Social Media in all its forms can be a useful tool, but we also know it can be a damaging tool.
Like you, no doubt, I get constant ‘ads’ for a variety of groups on Facebook, one in particular that I get on a regular basis is a grandparents group, I had a look to see what it was and to my horror it is a group for grandparents to join where they basically bad mouth the parents of their grandchildren and say what dreadful parents they are!
Not surprisingly many are estranged from their children and grandchildren.
As always this is my blog and so is in my opinion but if any grandparent is trying to be reconciled this is not the way to go about it.
I have already been a parent, still am, I made many mistakes bringing up my children, and I would never tell the next generation how to do it or to even suggest they are doing it wrong.
If your adult children come asking for help and support that is quite a different thing altogether.
Who is to say what is right and what is wrong anyway, trends and fads are ever changing some are better, maybe some aren’t but that isn’t for us to say.
The children are the responsibility of their parents, not grandparents.
I also often wonder how would these grandparents feel if or when their grandchildren ask them why they wrote such appalling stuff about their parents on the internet.

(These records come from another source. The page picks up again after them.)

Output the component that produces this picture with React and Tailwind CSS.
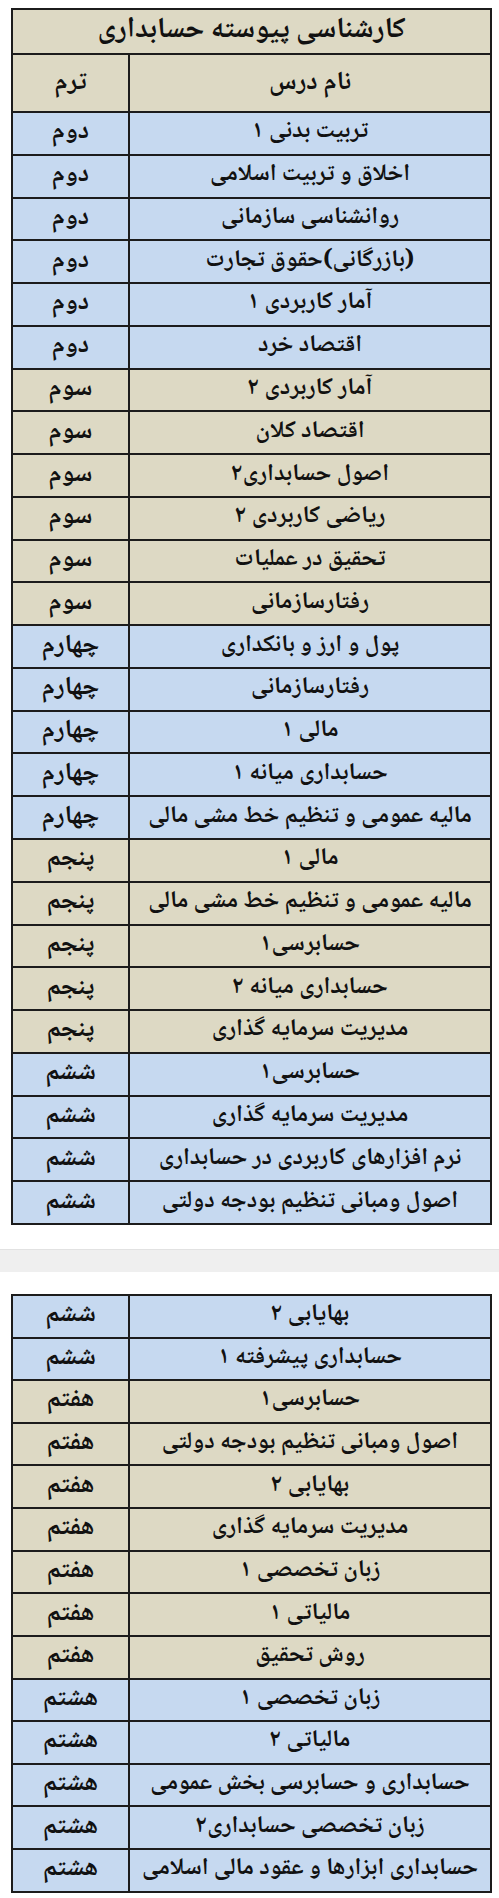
import React from "react";

const BEIGE = "bg-[#ddd9c4]";
const BLUE = "bg-[#c6d9f0]";

const table1 = [
  ["تربیت بدنی ۱", "دوم", "b"],
  ["اخلاق و تربیت اسلامی", "دوم", "b"],
  ["روانشناسی سازمانی", "دوم", "b"],
  ["(بازرگانی)حقوق تجارت", "دوم", "b"],
  ["آمار کاربردی ۱", "دوم", "b"],
  ["اقتصاد خرد", "دوم", "b"],
  ["آمار کاربردی ۲", "سوم", "t"],
  ["اقتصاد کلان", "سوم", "t"],
  ["اصول حسابداری۲", "سوم", "t"],
  ["ریاضی کاربردی ۲", "سوم", "t"],
  ["تحقیق در عملیات", "سوم", "t"],
  ["رفتارسازمانی", "سوم", "t"],
  ["پول و ارز و بانکداری", "چهارم", "b"],
  ["رفتارسازمانی", "چهارم", "b"],
  ["مالی ۱", "چهارم", "b"],
  ["حسابداری میانه ۱", "چهارم", "b"],
  ["مالیه عمومی و تنظیم خط مشی مالی", "چهارم", "b"],
  ["مالی ۱", "پنجم", "t"],
  ["مالیه عمومی و تنظیم خط مشی مالی", "پنجم", "t"],
  ["حسابرسی۱", "پنجم", "t"],
  ["حسابداری میانه ۲", "پنجم", "t"],
  ["مدیریت سرمایه گذاری", "پنجم", "t"],
  ["حسابرسی۱", "ششم", "b"],
  ["مدیریت سرمایه گذاری", "ششم", "b"],
  ["نرم افزارهای کاربردی در حسابداری", "ششم", "b"],
  ["اصول ومبانی تنظیم بودجه دولتی", "ششم", "b"],
];

const table2 = [
  ["بهایابی ۲", "ششم", "b"],
  ["حسابداری پیشرفته ۱", "ششم", "b"],
  ["حسابرسی۱", "هفتم", "t"],
  ["اصول ومبانی تنظیم بودجه دولتی", "هفتم", "t"],
  ["بهایابی ۲", "هفتم", "t"],
  ["مدیریت سرمایه گذاری", "هفتم", "t"],
  ["زبان تخصصی ۱", "هفتم", "t"],
  ["مالیاتی ۱", "هفتم", "t"],
  ["روش تحقیق", "هفتم", "t"],
  ["زبان تخصصی ۱", "هشتم", "b"],
  ["مالیاتی ۲", "هشتم", "b"],
  ["حسابداری و حسابرسی بخش عمومی", "هشتم", "b"],
  ["زبان تخصصی حسابداری۲", "هشتم", "b"],
  ["حسابداری ابزارها و عقود مالی اسلامی", "هشتم", "b"],
];

function Row({ name, term, color, h, first }) {
  const bg = color === "b" ? BLUE : BEIGE;
  return (
    <div className={`flex ${h} ${bg} ${first ? "" : "border-t-2 border-[#1c1c1c]"}`}>
      <div className="flex-1 flex items-center justify-center border-l-2 border-[#1c1c1c] text-[24px] font-bold text-[#111] leading-none pb-[2px] whitespace-nowrap">
        {name}
      </div>
      <div className="w-[115px] flex items-center justify-center text-[26px] font-bold text-[#111] leading-none pb-[2px]">
        {term}
      </div>
    </div>
  );
}

export default function App() {
  return (
    <div
      dir="rtl"
      className="w-[499px] h-[1898px] bg-white pt-[8px]"
      style={{ fontFamily: '"Noto Naskh Arabic", "Noto Sans Arabic", "DejaVu Sans", sans-serif' }}
    >
      <div className="mr-[7px] w-[481px] border-2 border-[#1c1c1c]">
        <div className={`h-[43px] ${BEIGE} flex items-center justify-center text-[29px] font-bold text-[#111] leading-none pb-[2px]`}>
          کارشناسی پیوسته حسابداری
        </div>
        <div className={`flex h-[58px] ${BEIGE} border-t-2 border-[#1c1c1c]`}>
          <div className="flex-1 flex items-center justify-center border-l-2 border-[#1c1c1c] text-[26px] font-bold text-[#111] leading-none">
            نام درس
          </div>
          <div className="w-[115px] flex items-center justify-center text-[26px] font-bold text-[#111] leading-none">
            ترم
          </div>
        </div>
        {table1.map(([n, t, c], i) => (
          <Row key={i} name={n} term={t} color={c} h="h-[42.77px]" />
        ))}
      </div>

      <div className="mt-[24px] h-[23px] bg-[#efefef] border-t border-[#e2e2e2]" />

      <div className="mt-[22px] mr-[7px] w-[481px] border-2 border-[#1c1c1c]">
        {table2.map(([n, t, c], i) => (
          <Row key={i} name={n} term={t} color={c} h={i === 0 ? "h-[40.64px]" : "h-[42.64px]"} first={i === 0} />
        ))}
      </div>
    </div>
  );
}
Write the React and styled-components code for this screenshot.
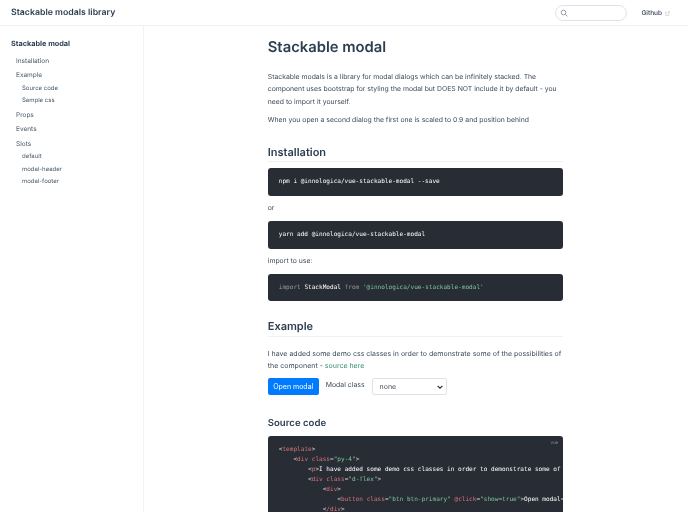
import React from "react";
import styled, { createGlobalStyle } from "styled-components";

const Global = createGlobalStyle`
  html, body { margin: 0; padding: 0; background: #fff; overflow: hidden; height: 512px; }
  body { font-family: Inter, "Noto Sans", sans-serif; color: #2c3e50; text-rendering: geometricPrecision; }
`;
const Page = styled.div`width: 688px; height: 512px; overflow: hidden; display: flex; flex-direction: column; background: #fff; filter: blur(0.4px);`;
const Header = styled.header`
  height: 25px; flex: none; border-bottom: 1px solid #eff1f3; display: flex; align-items: center;
  padding: 0 18px 0 11px;
`;
const Brand = styled.div`font-size: 8.75px; font-weight: 600; color: #2c3e50; flex: 1; padding-top: 1px;`;
const Search = styled.div`
  box-sizing: border-box; width: 72px; height: 16px; border: 1px solid #dfe3e7; border-radius: 8px; display: flex; align-items: center; padding-left: 4px;
  margin-right: 14px; color: #7d8791;
`;
const Github = styled.a`font-size: 6.5px; font-weight: 500; color: #2c3e50; display: flex; align-items: center; gap: 3px; padding-top: 1px;`;
const Body = styled.div`flex: 1; display: flex; min-height: 0;`;
const Sidebar = styled.aside`width: 144px; flex: none; border-right: 1px solid #f2f3f5; box-sizing: border-box; padding-top: 12px;`;
const SideTitle = styled.div`font-size: 7.3px; font-weight: 700; padding-left: 11px; line-height: 12px; margin-bottom: 3.8px;`;
const SideLink = styled.div`
  color: #4a5a6a;
  padding-left: ${p => (p.$sub ? 22 : 16)}px;
  font-size: ${p => (p.$sub ? 6 : 6.5)}px;
  line-height: ${p => (p.$sub ? 12.6 : 14.4)}px;
`;
const Main = styled.main`flex: 1; min-width: 0; display: flex; justify-content: center;`;
const Content = styled.div`width: 295.5px; padding-top: 11px; margin-left: -1px;`;
const H1 = styled.h1`font-size: 14.8px; line-height: 20px; font-weight: 600; margin: 0 0 14.2px;`;
const P = styled.p`
  font-size: ${p => (p.$large ? 7 : 6.85)}px; line-height: ${p => (p.$large ? 12 : 12.3)}px; margin: 0 0 6.4px; color: #3c4b5a;
`;
const H2 = styled.h2`
  font-size: 11px; line-height: 15px; font-weight: 600; margin: 18px 0 6px; padding-bottom: 1.5px; border-bottom: 1px solid #eff1f3;
  & + p { margin-top: 11px; }
`;
const H3 = styled.h3`font-size: 9.6px; line-height: 13px; font-weight: 600; margin: 21.5px 0 6px;`;
const Code = styled.pre`
  position: relative; margin: 0 0 6.5px; background: #282c34; border-radius: 3px; padding: 0 11px; height: 27.6px;
  line-height: 27.6px; font-family: "DejaVu Sans Mono", monospace; font-size: 6.08px; color: #fff; overflow: hidden;
`;
const Block = styled(Code)`height: 100px; line-height: 10px; padding-top: 9.6px; padding-right: 0; white-space: pre;`;
const Lang = styled.span`position: absolute; top: 3px; right: 5px; font-size: 4.5px; color: rgba(255,255,255,.4); font-family: Inter, sans-serif;`;
const K = styled.span`color: #999;`;
const S = styled.span`color: #7ec699;`;
const Tag = styled.span`color: #d8727a;`;
const Punct = styled.span`color: #ccc;`;
const A = styled.a`color: #2f8f68;`;
const Controls = styled.div`display: flex; align-items: center; gap: 7px;`;
const Btn = styled.button`
  width: 51px; height: 17px; background: #007bff; color: #fff; border: 0; border-radius: 2px; padding: 0;
  font: 7px Inter, sans-serif;
`;
const Label = styled.span`font-size: 6.9px; margin-top: -4px; color: #3c4b5a;`;
const Sel = styled.div`
  width: 75.5px; height: 17px; box-sizing: border-box; border: 1px solid #dfe3e7; border-radius: 2px; font-size: 7px; padding: 0 3px 0 7px;
  display: flex; align-items: center; justify-content: space-between; color: #495057;
`;

const Icon = () => (
  <svg width="8" height="8" viewBox="0 0 24 24" fill="none" stroke="currentColor" strokeWidth="2.4">
    <circle cx="10.5" cy="10.5" r="7" /><path d="M16 16l6 6" />
  </svg>
);
const Ext = () => (
  <svg width="5" height="5" viewBox="0 0 24 24" fill="none" stroke="#aaa" strokeWidth="2">
    <path d="M18 14v7H3V6h7M14 3h7v7M21 3L10 14" />
  </svg>
);
const T = ({ children }) => <><Punct>&lt;</Punct><Tag>{children}</Tag></>;
const E = () => <Punct>&gt;</Punct>;

export default function App() {
  return (
    <Page>
      <Global />
      <Header>
        <Brand>Stackable modals library</Brand>
        <Search><Icon /></Search>
        <Github>Github <Ext /></Github>
      </Header>
      <Body>
        <Sidebar>
          <SideTitle>Stackable modal</SideTitle>
          <SideLink>Installation</SideLink>
          <SideLink>Example</SideLink>
          <SideLink $sub>Source code</SideLink>
          <SideLink $sub>Sample css</SideLink>
          <SideLink>Props</SideLink>
          <SideLink>Events</SideLink>
          <SideLink>Slots</SideLink>
          <SideLink $sub>default</SideLink>
          <SideLink $sub>modal-header</SideLink>
          <SideLink $sub>modal-footer</SideLink>
        </Sidebar>
        <Main>
          <Content>
            <H1>Stackable modal</H1>
            <P>Stackable modals is a library for modal dialogs which can be infinitely stacked. The component uses bootstrap for styling the modal but DOES NOT include it by default - you need to import it yourself.</P>
            <P>When you open a second dialog the first one is scaled to 0.9 and position behind</P>
            <H2>Installation</H2>
            <Code>npm i @innologica/vue-stackable-modal --save</Code>
            <P>or</P>
            <Code>yarn add @innologica/vue-stackable-modal</Code>
            <P>import to use:</P>
            <Code><K>import</K> StackModal <K>from</K> <S>'@innologica/vue-stackable-modal'</S></Code>
            <H2>Example</H2>
            <P $large>I have added some demo css classes in order to demonstrate some of the possibilities of the component - <A>source here</A></P>
            <Controls>
              <Btn>Open modal</Btn>
              <Label>Modal class</Label>
              <Sel>none <svg width="6" height="4" viewBox="0 0 10 6" fill="none" stroke="#333" strokeWidth="2"><path d="M1 1l4 4 4-4" /></svg></Sel>
            </Controls>
            <H3>Source code</H3>
            <Block>
              <Lang>vue</Lang>
              <T>template</T><E />{"\n"}
              {"    "}<T>div</T> <Tag>class</Tag><Punct>=</Punct><S>"py-4"</S><E />{"\n"}
              {"        "}<T>p</T><E />I have added some demo css classes in order to demonstrate some of the possibilities{"\n"}
              {"        "}<T>div</T> <Tag>class</Tag><Punct>=</Punct><S>"d-flex"</S><E />{"\n"}
              {"            "}<T>div</T><E />{"\n"}
              {"                "}<T>button</T> <Tag>class</Tag><Punct>=</Punct><S>"btn btn-primary"</S> <Tag>@click</Tag><Punct>=</Punct><S>"show=true"</S><E />Open modal<T>/button</T><E />{"\n"}
              {"            "}<T>/div</T><E />
            </Block>
          </Content>
        </Main>
      </Body>
    </Page>
  );
}
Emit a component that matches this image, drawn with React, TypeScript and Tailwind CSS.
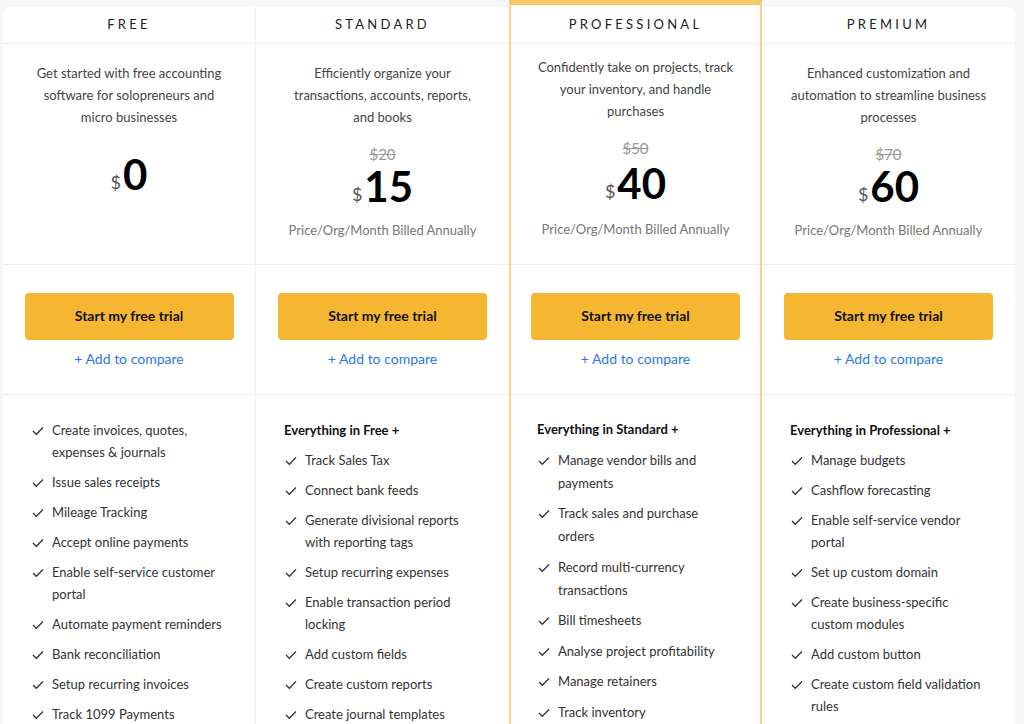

The internet is here to stay, whether we like it or not, and I am very conscious that once something is written it is out there, in many cases for all to see. Lots of forums are public, and even a closed group is easy to access.
I for one found being a parent the hardest job in the world, still do, and in no way would I ever criticise anyone else’s parenting skills.
I don’t mean that I think it is ok to prevent a loving relationship with the grandchildren, that is a completely different thing, but reading some of the things in these groups, is unbelievable and I am afraid only adds fuel to the fire over contact.
If any of you reading this is a member of a group like the one I am talking about, please think twice.
Would you want your grandchildren to be able to read what you are writing?